Aber man kann die selbe Rechnung natürlich auch für Papier aufmachen.



Viele Grüße,



Mirko
(This post was last modified: 25-10-2011, 04:02 PM by Mirko Boeddecker.)
Eine große Last für den Filmabsatz war die Agfa-Pleite 2005 und die damit verbundene Großproduktion an APX 100. Agfa hat damals alles vorhandene Material in diesen Film umgewandelt, das war billiger als entsorgen. Danach kamen unglaubliche Mengen in den Handel, und dies zu sehr günstigen Preisen. Ich habe sowohl Rollfilme als auch KB-Filme für etwas über 1,50 Euro das Stück gekauft. Damit kann niemand mithalten.

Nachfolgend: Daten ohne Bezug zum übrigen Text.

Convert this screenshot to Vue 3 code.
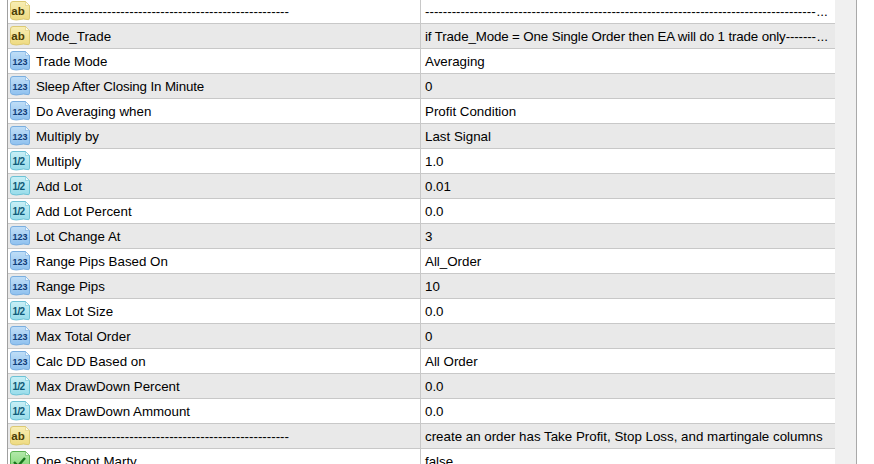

Noch heute sind Kleinbildfilme erhältlich, diese letzten paar Kisten besonders billig. Noch immer wird die frische Produktion davon beeinflusst. Und wenn das endlich alles verkauft ist, lagern in den Schränken der Fotografen noch strategische Vorräte. Ein Normalzustand für die Produzenten wird sich wohl erst in zwei oder drei Jahren einstellen. Wir werden sehen, was dann die Filme kosten. Nicht unter 3 Euro die Rolle, schätze ich - eher gegen 4 Euro.
Bleibt dran, am Sucher.



--Uwe
Hallo!

Da wie es ja noch interessant: wie würde das bei Farbe aussehen? Ich denke da jetzt z.B. an den Kodak R3 Prozess, also das chromogene Diadirektpapier, das doch eigentlich viel billiger war als das sauteure Ilfochrome. Ich hab natürlich jetzt keine Ahnung, wie da der Bedarf ist, aber falls es wirklich kein Direktverfahren mehr geben sollte, wäre das sehr schade.